EMR, electronic medical record.
Stakeholders universally saw benefit in increasing use of hospice and palliative care through ongoing titrated discussions between patients and CHWs. This template was recently used by lay navigators, leading to fewer hospitalizations and intensive care unit admissions at the end of life in cancer patients. 16 Activating patients to discuss palliative care domains may also facilitate the clinician's role in palliative and end-of-life care, decrease anxieties, and empower patients to make more informed decisions regarding their care.
These findings may extend the scope of practice of CHWs. Recent literature suggests that this can be done successfully. Fischer et al. implemented a culturally informed patient navigator intervention for Latinos with advanced medical illness. 17 Similarly, lay navigators have been utilized within health systems and cancer centers to improve use of advance care planning and care across the continuum of cancer from diagnosis through end of life.16,18 Alternatively, some authors have reported barriers to lay navigators' effectiveness supporting people with advanced cancer during follow-up meetings. 19 This literature was informative to our process and has grounded the refinement of CHW roles and training.

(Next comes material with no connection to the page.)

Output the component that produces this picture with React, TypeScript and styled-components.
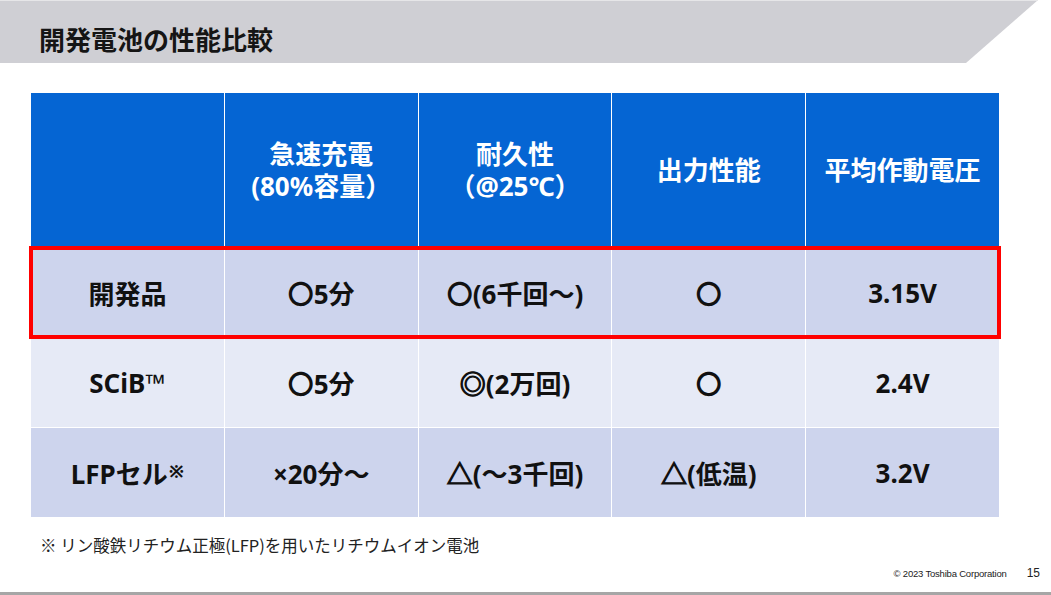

Our study has several limitations. First, challenges arose with recruiting advance-stage cancer patients to participate. Due to the nature of their illness, patients experienced acute illness or death, limiting their motivation or ability to participate. Second, palliative care is a complex, often misunderstood topic. To ensure everyone used the term the same way, a portion of each focus group was used to disseminate a common definition.
In this study, we assessed the views of African American patients with advanced cancer, their caregivers, and providers regarding how CHWs might be utilized to improve uptake of palliative care. Our group has developed a training program for CHWs and is in the process of piloting the intervention. By grounding our work in stakeholder input with outcomes and process relevant to them, we hope this intervention will be more relevant, sustainable, and a basis for expanded utilization of palliative care.
Footnotes
Acknowledgment
Agency for Healthcare Research and Quality (Grant No. 1K08HS024736-01).
Author Disclosure Statement
The authors have no financial or personal relationships that could inappropriately influence the work reported in this study.